Thinking aloud – a short commentary to prompt debate
Dedicated Stress Audits – a luxury we can no longer afford?
Nobody can doubt the importance of dealing with stressed individuals in the workplace. Wherever the source of pressures causing individual stress and organisational disfunctionality the need to improve harmony and corporate peak performance must be a high priority. Further this must be done based on evidence based investigation of the work environment and therefore structured stress audit is a vital tool to identify imbalance.
The current economic situation, which is likely to be with us for many years to come, reinforces the need to find ways to get the best out of all types of enterprise with a multiplicity of difficulties including stress.

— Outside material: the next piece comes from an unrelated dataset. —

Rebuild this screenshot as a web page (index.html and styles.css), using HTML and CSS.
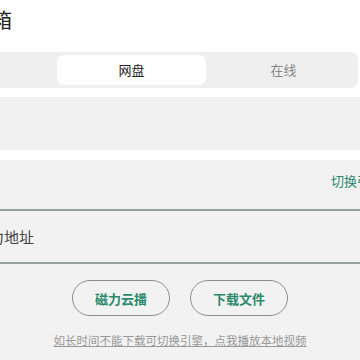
FILE: index.html
```html
<!DOCTYPE html>
<html lang="zh-CN">
<head>
  <meta charset="UTF-8">
  <meta name="viewport" content="width=device-width, initial-scale=1.0">
  <title>磁力工具箱</title>
  <link rel="stylesheet" href="styles.css">
</head>
<body>
  <div class="page">
    <h1 class="title">磁力工具箱</h1>
    <div class="tabs">
      <div class="tab">种子</div>
      <div class="tab active">网盘</div>
      <div class="tab">在线</div>
    </div>
    <div class="panel panel-top"></div>
    <div class="panel panel-main">
      <div class="engine-row">
        <span class="engine">切换引擎</span>
      </div>
      <div class="input-box">请输入磁力地址</div>
      <div class="actions">
        <button class="pill">磁力云播</button>
        <button class="pill">下载文件</button>
      </div>
      <div class="tip"><a href="#">如长时间不能下载可切换引擎，点我播放本地视频</a></div>
    </div>
  </div>
</body>
</html>
```

FILE: styles.css
```css
html, body {
  margin: 0;
  overflow: hidden;
  background: #fff;
}
body {
  font-family: "Noto Sans CJK SC", "Noto Sans", sans-serif;
  color: #222;
}
.page {
  width: 560px;
  margin-left: -100px;
}
.title {
  margin: 0;
  padding: 6px 12px;
  font-size: 20px;
  line-height: 28px;
  font-weight: normal;
  color: #222;
}
.tabs {
  display: flex;
  margin: 12px 102px 0 5px;
  padding: 3px;
  background: #efefef;
  border-radius: 8px;
}
.tab {
  flex: 1;
  height: 30px;
  line-height: 30px;
  text-align: center;
  font-size: 13px;
  color: #888;
  border-radius: 7px;
}
.tab:last-child {
  text-indent: 6px;
}
.tab.active {
  background: #fff;
  color: #222;
}
.panel {
  background: #f1f1f1;
}
.panel-top {
  margin-top: 9px;
  height: 53px;
}
.panel-main {
  margin-top: 10px;
  padding-bottom: 20px;
  background: #f2f2f2;
}
.engine-row {
  display: flex;
  justify-content: flex-end;
  padding-right: 77px;
  height: 42px;
  line-height: 42px;
}
.engine {
  font-size: 13px;
  color: #2b8a6b;
}
.input-box {
  box-sizing: border-box;
  margin: 7px 12px 0;
  height: 55px;
  padding-left: 15px;
  line-height: 51px;
  font-size: 15px;
  color: #444;
  border: 2px solid #98a09f;
}
.actions {
  display: flex;
  justify-content: center;
  gap: 20px;
  margin-top: 16px;
}
.pill {
  width: 98px;
  height: 36px;
  background: transparent;
  border: 1.5px solid #8e8e8e;
  border-radius: 18px;
  font-family: inherit;
  font-size: 13px;
  font-weight: bold;
  color: #2b8a6b;
}
.tip {
  margin-top: 14px;
  line-height: 20px;
  text-align: center;
  font-size: 11.5px;
}
.tip a {
  color: #999;
  text-decoration: underline;
}
```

Organisations who have invested in surveys and audits will be well aware that there is a limit to how much attention a workforce will commit to this type of essential investigative process. Realistically senior managers should not expect reliable results from staff who are too regularly bombarded with questionnaires. At the same time softer techniques often leave questions about the value of the material gathered as evidence and consequently proof of real change is problematic. To put this simply then, there needs to be a limit to survey activity which should be undertaken, yet the value of evidence from this method cannot be underestimated. The use of this process must therefore be carefully protected for the most important enquiries.
There are many factors that will influence the performance of the individual and organisation and they are often interrelated. In our stress audits many of us tend to go further than just the pressures identified by the HSE and look at impacts as well. Other factors in terms of for example ability, reputation, functionality, fitness for job and external circumstances tend to be left to other enquiries. Logistically to combine all areas fully would produce an impossible and unwelcome chore for respondents and the evidential value would decline accordingly. However to invest solely in a stress audit would leave the knowledge of other important factors to intuition or lower quality research methodology. Further overall interventions are unlikely to be integrated leaving several streams of activity competing for interest and resources, a stressor in its own right.
It is then easy to suggest that dedicated stress audits and indeed any other sole focus audit is a luxury we cannot afford if we want to make improvements over the widest range of problems without delay.
This does not however give us the option to do nothing nor to concentrate on our favourite issues so we can claim to be doing one thing well. Particularly for organisations struggling to survive or safeguarding themselves against an uncertain future there may be value in looking at other more flexible possibilities based perhaps on sequential targeting. This is nothing new but has been somewhat forgotten in our rush over recent years for technical and methodological excellence. It has also rarely been used across seemingly competing areas. Our own investigations have used the sequential targeting technique in combination with full enquiries with considerable success. The methodology offers considerable scope to the flexible enquirer with the ability to interpret and see the different opportunities in the datasets produced.
In most measurement instruments we have been looking at scales of items dropping from one academically sound theoretical model or another. What we tend to find is that most organisations have a portfolio of good and bad results and in fact without this motivation for change is difficult to encourage. Sequential targeting is about using simple pointers to show us the broad groupings but then only pursuing, in one integrated programme, those with greatest potential for improvement in individual and corporate terms. An organisations standard risk management process can be utilised to ensure fair assessment, prioritisation and board level engagement.
In conclusion we believe that we can no longer afford to focus on a small number of ‘branded’ tried and tested techniques. This does not mean however that we should not use robust methodology which is academically sound. In our organisational measurement activity we need to more carefully consider adopting a far more flexible yet integrated approach which will help organisations change more quickly and thrive based on uncluttered evidence.